Not that go is all that much a panacea, but it's definitely the perfect fit for this sort of thing.

Hope this doesn't come across as too harsh, but what you're describing is a rabbit hellhole I've already crawled through.

Also, with projects this size, abstracting db details isn't wise. This kind of scale necessitates more precision in what schemas you choose and what configuration your dbms has. Crap like ecto will ultimately cost you in efficiency. Elixir can get away with it because beam works hard to do supervision thoroughly, but there are multiple performance penalties that beam imposes on itself by choosing abstraction instead of specialization, and again, this problem would demand a specialiZed approach to be efficient as it scales up.


"Erlang is notoriously bad for modern web stuff" Care to put some stats? Having used Erlang/OTP for several years, I find this very silly.


[flagged]


> Erlang is a language that doesn't have strings, for fucks sake.

It has binaries can those can be used as strings. Most json parsers turns json string into binaries.

> But a person who says erlang is suitable for modern web development is not living in the real world.

Says person on the internet who is swearing and doesn't seem to know what they are talking about.

Those silly Erlang and Elixir users, should be glad they finally found a new HN account telling them the truth.

> web demands a different model of problem solving than let-it-crash 90s telecom hackery provides

Ok, I'll bite. What is the new rockstar model of problem solving we should all be using?


I can't imagine being fragile enough that swearing in the Internet is like a major negative experience.

I've read more erlang than most of the elixir fanclub hackers will ever read or write. (granted elixir is a bit more terse, w/e) and I've shipped a functioning exploit that composed into RCE in a system that over twenty developers spent more than a decade designing, developing, and defending. Most of it was erlang. Almost all of it, really, except for some deployment routines and all the sql, etc.

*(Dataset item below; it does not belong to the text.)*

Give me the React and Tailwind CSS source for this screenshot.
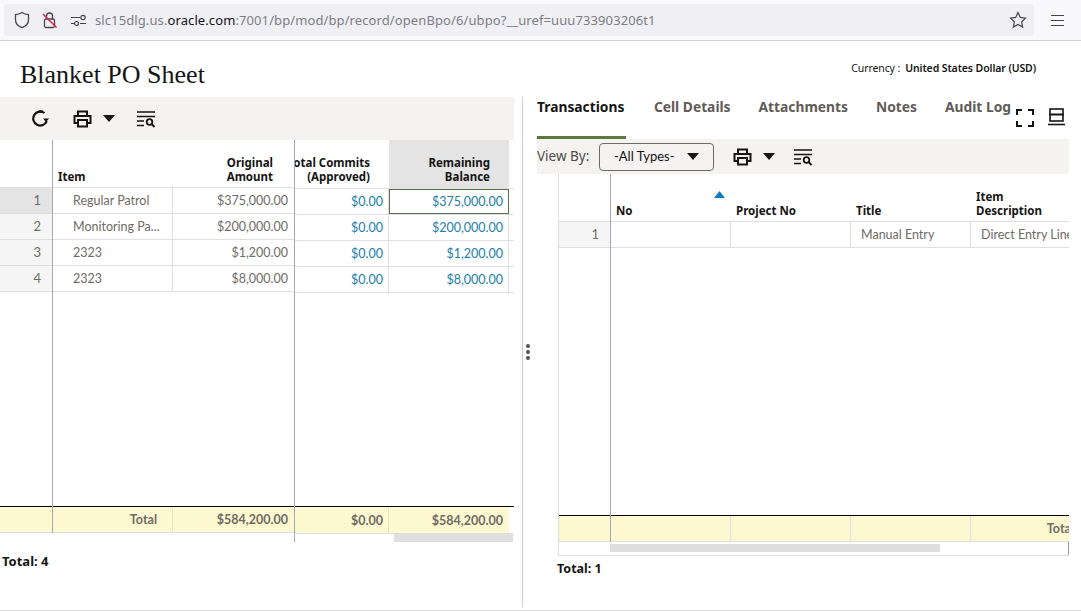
import React from 'react';

const sans = { fontFamily: '"Noto Sans", sans-serif' };
const data = { fontFamily: 'Lato, sans-serif' };

const leftRows = [
  { no: 1, item: 'Regular Patrol', amount: '$375,000.00', commits: '$0.00', balance: '$375,000.00', active: true },
  { no: 2, item: 'Monitoring Pa...', amount: '$200,000.00', commits: '$0.00', balance: '$200,000.00' },
  { no: 3, item: '2323', amount: '$1,200.00', commits: '$0.00', balance: '$1,200.00' },
  { no: 4, item: '2323', amount: '$8,000.00', commits: '$0.00', balance: '$8,000.00' }
];

const PrintIcon = () => (
  <svg width="19" height="18" viewBox="0 0 19 18" fill="none" stroke="#161513" strokeWidth="2">
    <path d="M5 6V1.5h9V6" />
    <path d="M5 13H1.5V6h16v7H14" />
    <rect x="5" y="10" width="9" height="6.5" />
  </svg>
);

const Caret = () => (
  <svg width="12" height="7" viewBox="0 0 12 7">
    <path d="M0 0h12L6 7z" fill="#161513" />
  </svg>
);

const FilterIcon = () => (
  <svg width="20" height="18" viewBox="0 0 20 18" fill="none" stroke="#161513">
    <path d="M1 2h18M1 6.5h18M1 11h7M1 15.5h7" strokeWidth="1.5" />
    <circle cx="13.5" cy="12" r="2.8" strokeWidth="1.8" />
    <path d="M15.5 14l3 3" strokeWidth="2" />
  </svg>
);

const RefreshIcon = () => (
  <svg width="17" height="17" viewBox="0 0 17 17" fill="none">
    <path d="M12.5 3A7 7 0 1 0 14.8 11" stroke="#161513" strokeWidth="2.2" />
    <path d="M11 8.5h6l-3 3.6z" fill="#161513" />
    <path d="M7 1.5h4" stroke="#161513" strokeWidth="2.2" />
  </svg>
);

const HeadCell = ({ className, children }) => (
  <div className={`flex shrink-0 items-end justify-end overflow-hidden whitespace-nowrap text-right text-[11.5px] font-bold leading-[14px] text-[#161513] ${className}`}>
    <span>{children}</span>
  </div>
);

const BrowserBar = () => (
  <div className="flex h-[41px] items-center gap-[17px] border-b border-[#cfcfd3] bg-[#f9f9fb] pl-1">
    <div className="flex h-8 w-[1030px] items-center rounded-[4px] bg-[#f0f0f4] pl-[9px]">
      <svg width="18" height="18" viewBox="0 0 18 18" fill="none" stroke="#45454d" strokeWidth="1.3">
        <path d="M9 1.5c2 1.3 4.3 2 6.5 2.2v5c0 3.700-2.600 6.500-6.500 8-3.900-1.500-6.500-4.300-6.500-8v-5C4.700 3.500 7 2.800 9 1.500z" />
      </svg>
      <svg className="ml-[10px]" width="18" height="18" viewBox="0 0 18 18" fill="none">
        <rect x="3.500" y="8" width="10" height="8.500" rx="1.500" stroke="#45454d" strokeWidth="1.300" />
        <path d="M5.500 8V5a3 3 0 0 1 6 0v3" stroke="#45454d" strokeWidth="1.300" />
        <path d="M2 3l13.500 13.500" stroke="#e22850" strokeWidth="1.600" />
      </svg>
      <svg className="ml-[11px]" width="17" height="14" viewBox="0 0 17 14" fill="none" stroke="#45454d" strokeWidth="1.200">
        <path d="M1 4.500h9M1 10.500h3.500M10 10.500h6" />
        <circle cx="13" cy="4.500" r="2.200" />
        <circle cx="6.500" cy="10.500" r="2" />
      </svg>
      <div className="ml-[8px] mt-[2px] whitespace-nowrap text-[13px] tracking-[0.1px] text-[#7d7d86]" style={sans}>
        slc15dlg.us.<span className="text-[#15141a]">oracle.com</span>:7001/bp/mod/bp/record/openBpo/6/ubpo?__uref=uuu733903206t1
      </div>
      <svg className="ml-auto mr-[7px]" width="18" height="18" viewBox="0 0 18 18" fill="none" stroke="#45454d" strokeWidth="1.200">
        <path d="M9 1.500l2.300 4.900 5.200.7-3.800 3.700.9 5.300L9 13.500l-4.600 2.600.9-5.300L1.500 7.100l5.200-.7z" />
      </svg>
    </div>
    <svg width="13" height="11" viewBox="0 0 13 11" stroke="#45454d" strokeWidth="1.100">
      <path d="M0 .5h13M0 5.500h13M0 10.500h13" />
    </svg>
  </div>
);

const LeftTable = () => (
  <div className="flex h-[402px] items-start">
    <div className="flex h-[393px] w-[52px] flex-col" style={data}>
      <div className="h-[48px] shrink-0 border-b border-[#dfdfdf]" />
      {leftRows.map(r => (
        <div
          key={r.no}
          className={`flex h-[26px] shrink-0 items-center justify-end border-b border-[#dfdfdf] pr-[11px] text-[13px] text-[#6f6b66] ${r.active ? 'bg-[#e4e4e4]' : 'bg-[#f5f5f5]'}`}
        >
          {r.no}
        </div>
      ))}
      <div className="flex-1" />
      <div className="h-[27px] shrink-0 border-t-[1.5px] border-b border-t-black border-b-[#dfdfdf] bg-[#fdf8cf]" />
    </div>

    <div className="flex h-[393px] w-[242px] flex-col border-l border-[#a3a8b8]">
      <div className="flex h-[48px] shrink-0 items-end border-b border-[#dfdfdf]">
        <div className="pb-[3px] pl-[5px] text-[11.5px] font-bold leading-[14px] text-[#161513]">Item</div>
        <HeadCell className="ml-auto pb-[3px] pr-[21px]">Original<br />Amount</HeadCell>
      </div>
      {leftRows.map(r => (
        <div key={r.no} className="flex h-[26px] shrink-0 border-b border-[#dfdfdf] text-[12.5px] text-[#6f6b66]" style={data}>
          <div className="flex w-[120px] shrink-0 items-center truncate border-r border-[#dfdfdf] pl-5 pt-[2px]">{r.item}</div>
          <div className="flex flex-1 items-center justify-end pr-[6px] pt-[2px]">{r.amount}</div>
        </div>
      ))}
      <div className="flex-1" />
      <div className="flex h-[27px] shrink-0 border-t-[1.5px] border-b border-t-black border-b-[#dfdfdf] bg-[#fdf8cf] text-[12.5px] text-[#6f6b66]" style={data}>
        <div className="flex w-[120px] shrink-0 items-center justify-end border-r border-[#e6e2c4] pr-[15px] pt-[2px] font-bold">Total</div>
        <div className="flex flex-1 items-center justify-end pr-[6px] pt-[2px] font-bold">$584,200.00</div>
      </div>
    </div>

    <div className="flex h-[402px] w-[220px] flex-col border-l border-[#a3a8b8]">
      <div className="flex h-[49px] shrink-0 border-b border-[#dfdfdf]">
        <HeadCell className="w-[94px] pb-[4px] pr-[19px]">Total Commits<br />(Approved)</HeadCell>
        <HeadCell className="w-[120px] bg-[#e4e4e4] pb-[4px] pr-[19px]">Remaining<br />Balance</HeadCell>
      </div>
      {leftRows.map(r => (
        <div key={r.no} className="flex h-[26px] shrink-0 border-b border-[#dfdfdf] text-[12.5px] text-[#1a7ea8]" style={data}>
          <div className="flex w-[94px] shrink-0 items-center justify-end border-r border-[#dfdfdf] pr-[5px] pt-[2px]">{r.commits}</div>
          <div className={`flex w-[120px] shrink-0 items-center justify-end border-r pr-[5px] pt-[2px] ${r.active ? 'border border-[#5c6e4c]' : 'border-[#dfdfdf]'}`}>{r.balance}</div>
        </div>
      ))}
      <div className="flex-1" />
      <div className="flex h-[28px] shrink-0 border-t-[1.5px] border-b border-t-black border-b-[#dfdfdf] text-[12.5px] text-[#6f6b66]" style={data}>
        <div className="flex w-[94px] shrink-0 items-center justify-end border-r border-[#e6e2c4] bg-[#fdf8cf] pr-[5px] pt-[2px] font-bold">$0.00</div>
        <div className="flex w-[120px] shrink-0 items-center justify-end bg-[#fdf8cf] pr-[6px] pt-[2px] font-bold">$584,200.00</div>
      </div>
      <div className="flex h-[8px] shrink-0 justify-end">
        <div className="mr-px h-full w-[119px] bg-[#dfdfdf]" />
      </div>
    </div>
  </div>
);

const RightTable = () => (
  <div className="ml-[21px] flex h-[382px] w-[511px] flex-col overflow-hidden border-b border-l border-[#dfdfdf]">
    <div className="flex h-[368px] shrink-0">
      <div className="flex w-[51px] shrink-0 flex-col" style={data}>
        <div className="h-[48px] shrink-0 border-b border-[#dfdfdf]" />
        <div className="flex h-[26px] shrink-0 items-center justify-end border-b border-[#dfdfdf] bg-[#f5f5f5] pr-[11px] text-[13px] text-[#6f6b66]">1</div>
        <div className="flex-1" />
        <div className="h-[27px] shrink-0 border-t-[1.5px] border-b border-t-black border-b-[#dfdfdf] bg-[#fdf8cf]" />
      </div>
      <div className="flex w-[460px] shrink-0 flex-col overflow-hidden border-l border-[#a3a8b8]">
        <div className="flex h-[48px] shrink-0 items-end border-b border-[#dfdfdf] pb-[3px] text-[11.5px] font-bold leading-[14px] text-[#161513]">
          <div className="relative w-[120px] shrink-0 pl-[5px]">
            No
            <svg className="absolute right-[6px] top-[-13px]" width="11" height="7" viewBox="0 0 11 7">
              <path d="M5.500 0L11 7H0z" fill="#0a7cc4" />
            </svg>
          </div>
          <div className="w-[120px] shrink-0 pl-[5px]">Project No</div>
          <div className="w-[120px] shrink-0 pl-[5px]">Title</div>
          <div className="w-[120px] shrink-0 pl-[5px]">Item<br />Description</div>
        </div>
        <div className="flex h-[26px] shrink-0 border-b border-[#dfdfdf] text-[12.5px] text-[#6f6b66]" style={data}>
          <div className="w-[120px] shrink-0 border-r border-[#dfdfdf]" />
          <div className="w-[120px] shrink-0 border-r border-[#dfdfdf]" />
          <div className="flex w-[120px] shrink-0 items-center border-r border-[#dfdfdf] pl-[10px] pt-[2px]">Manual Entry</div>
          <div className="flex w-[120px] shrink-0 items-center whitespace-nowrap pl-[10px] pt-[2px]">Direct Entry Line</div>
        </div>
        <div className="flex-1" />
        <div className="flex h-[27px] shrink-0 border-t-[1.5px] border-b border-t-black border-b-[#dfdfdf] bg-[#fdf8cf] text-[12.5px] font-bold text-[#6f6b66]" style={data}>
          <div className="w-[120px] shrink-0 border-r border-[#dfdfdf]" />
          <div className="w-[120px] shrink-0 border-r border-[#dfdfdf]" />
          <div className="w-[120px] shrink-0 border-r border-[#dfdfdf]" />
          <div className="flex w-[120px] shrink-0 items-center justify-end pr-[17px] pt-[2px]">Total</div>
        </div>
      </div>
    </div>
    <div className="flex flex-1 items-start pl-[51px] pt-[2px]">
      <div className="h-[8px] w-[330px] bg-[#dfdfdf]" />
      <div className="ml-auto mt-[-2px] h-[13px] w-px bg-[#9a9a9a]" />
    </div>
  </div>
);

const Tabs = () => (
  <div className="flex h-[42px] w-[474px] shrink-0 items-start gap-7 whitespace-nowrap text-[13.8px] font-bold leading-[20px] text-[#5f5b56]">
    <div className="h-[42px] w-[89px] border-b-[3px] border-[#5a7a3c] text-[#161513]">Transactions</div>
    <div>Cell Details</div>
    <div>Attachments</div>
    <div>Notes</div>
    <div>Audit Log</div>
  </div>
);

export default function App() {
  return (
    <div className="h-[611px] w-[1081px] overflow-hidden bg-white" style={sans}>
      <BrowserBar />
      <div className="flex h-[570px] flex-col border-b border-[#dcdcdc]">
        <div className="flex h-[56px] shrink-0 items-start justify-between pl-5 pr-[45px]">
          <h1 className="mt-[19px] text-[26px] leading-[30px] text-[#161513]" style={{ fontFamily: '"Liberation Serif", serif' }}>Blanket PO Sheet</h1>
          <div className="mt-5 whitespace-nowrap text-[10.5px] leading-[14px] tracking-[-0.1px] text-[#161513]">
            Currency :<span className="ml-[5px] font-semibold">United States Dollar (USD)</span>
          </div>
        </div>

        <div className="flex min-h-0 flex-1">
          <div className="w-[522px] shrink-0">
            <div className="flex h-[43px] w-[514px] items-center bg-[#f4f3f1] pl-8">
              <RefreshIcon />
              <div className="ml-[24px] flex items-center"><PrintIcon /></div>
              <div className="ml-[11px]"><Caret /></div>
              <div className="ml-[21px]"><FilterIcon /></div>
            </div>
            <LeftTable />
            <div className="mt-[10px] pl-[2px] text-[13px] font-bold leading-[18px] text-[#161513]">Total: 4</div>
          </div>

          <div className="relative mb-[3px] flex-1 border-l border-[#cfcfcf] pl-[14px]">
            <div className="absolute left-[3px] top-[247px] flex flex-col gap-[2px]">
              <span className="block h-[4px] w-[4px] rounded-full bg-[#55524e]" />
              <span className="block h-[4px] w-[4px] rounded-full bg-[#55524e]" />
              <span className="block h-[4px] w-[4px] rounded-full bg-[#55524e]" />
            </div>
            <div className="flex">
              <Tabs />
              <svg className="ml-[5px] mt-[12px]" width="18" height="18" viewBox="0 0 18 18" fill="none" stroke="#161513" strokeWidth="2">
                <path d="M1 6V1h5M12 1h5v5M1 12v5h5M12 17h5v-5" />
              </svg>
              <svg className="ml-[14px] mt-[11px]" width="17" height="18" viewBox="0 0 17 18" fill="none" stroke="#161513" strokeWidth="1.600">
                <rect x="2" y="1" width="13" height="5.500" />
                <rect x="2" y="6.500" width="13" height="6.500" />
                <path d="M0 16.500h17" />
              </svg>
            </div>
            <div className="flex h-[35px] w-[532px] items-center bg-[#f4f3f1] text-[13.5px] text-[#4f4b47]">
              <span className="w-[53px] shrink-0 whitespace-nowrap">View By:</span>
              <div className="ml-[9px] flex h-[28px] w-[115px] shrink-0 items-center rounded-[4px] border border-[#6f6b66] pl-[14px] pr-[14px] text-[13px] text-[#161513]" style={data}>
                <span>-All Types-</span>
                <span className="ml-auto"><Caret /></span>
              </div>
              <div className="ml-[19px]"><PrintIcon /></div>
              <div className="ml-[11px]"><Caret /></div>
              <div className="ml-[18px]"><FilterIcon /></div>
            </div>
            <RightTable />
            <div className="ml-5 mt-[4px] text-[12.5px] font-bold leading-[18px] text-[#161513]">Total: 1</div>
          </div>
        </div>
      </div>
    </div>
  );
}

I don't know the best way to solve problems, and I also don't know the very best problems that erlang is suited for, but large-scale web-oriented erlang is a mistake.

It's not that I want to hurt HNers feelings, it's just that I've literally seen this before. This whole thing is a rerun.

Just watch and see.

If it makes your booboo hurt any less, I think most elixir hackers are decently practiced hackers in general. If they had better beans, they'd make better coffee. The team I worked with were definitely top notch.

As for your question, I have no idea. I'm more of a problem spotter. My """solutions""" are generally of the "don't do this dumb thing" variety, with an accompanying exploit or kit or injection or whatever it is for that problem.


Please don't cross into incivility, regardless of how much more Erlang you know than others.

https://news.ycombinator.com/newsguidelines.html


I was careful not to.

God forbid someone be told they're wrong on HN.


Interpretations of what's uncivil differ, of course, but we ban accounts that snark like this repeatedly:

> If it makes your booboo hurt any less

That's a long way from just telling someone they're wrong—which, btw, by itself isn't that substantive in the first place. Explaining how they're wrong is much better, because then the rest of us can learn something. But presumably this is what you meant. You've posted a bunch of substantive comments that are just fine for HN, so whatever the above issue is should be easy to fix.


The fact that you didnt even knew about a widely popular library like jiffy until now, and you keep on ranting, "oh, my jsons..". It is just your ignorance, pal. You are ranting on about things you only have vague idea about.

For modern web development, go check out Cowboy. You are welcome.


Did it exist ten years ago?

Of course not.

But new libraries don't solve the underlying language infrastructure.


Ah, so you were not able to work with json in Erlang a decade ago, and still hold grudge about it! Jeez.

If your understanding of "underlying language infrastructure" is also based on your experience 10 years ago, then that is the same with all languages, pal. With every version, programming languages evolve, they become better. Erlang is no different.


Elixir is widely used for "modern web stuff." The OP said a few "Erlang VMs", not "the Erlang language"


Whoa, elixir is not even remotely widely used. Again, strong signs on HN-itis.

A few silicon valley corps experiment with it, maybe a couple major players have a service built with it. But in terms of actual mind share in the webdev sphere, it's a tip of the tip of the iceberg.

I already mentioned that beam is cool. I'm not making a point that beam can't be made to do things, only that it isn't suitable for some other things. In the sense of sending bytes from one place to another and having mechanisms for recovering from faults in a network where that communication is happening, erlang is good. But in dealing with complex page requests, structured data from json or webpages or user input or third party apis, it's not a good tool. A modern web developer is thinking about scalability, interopability with tools written in potentially dozens of different languages or variants of js, etc.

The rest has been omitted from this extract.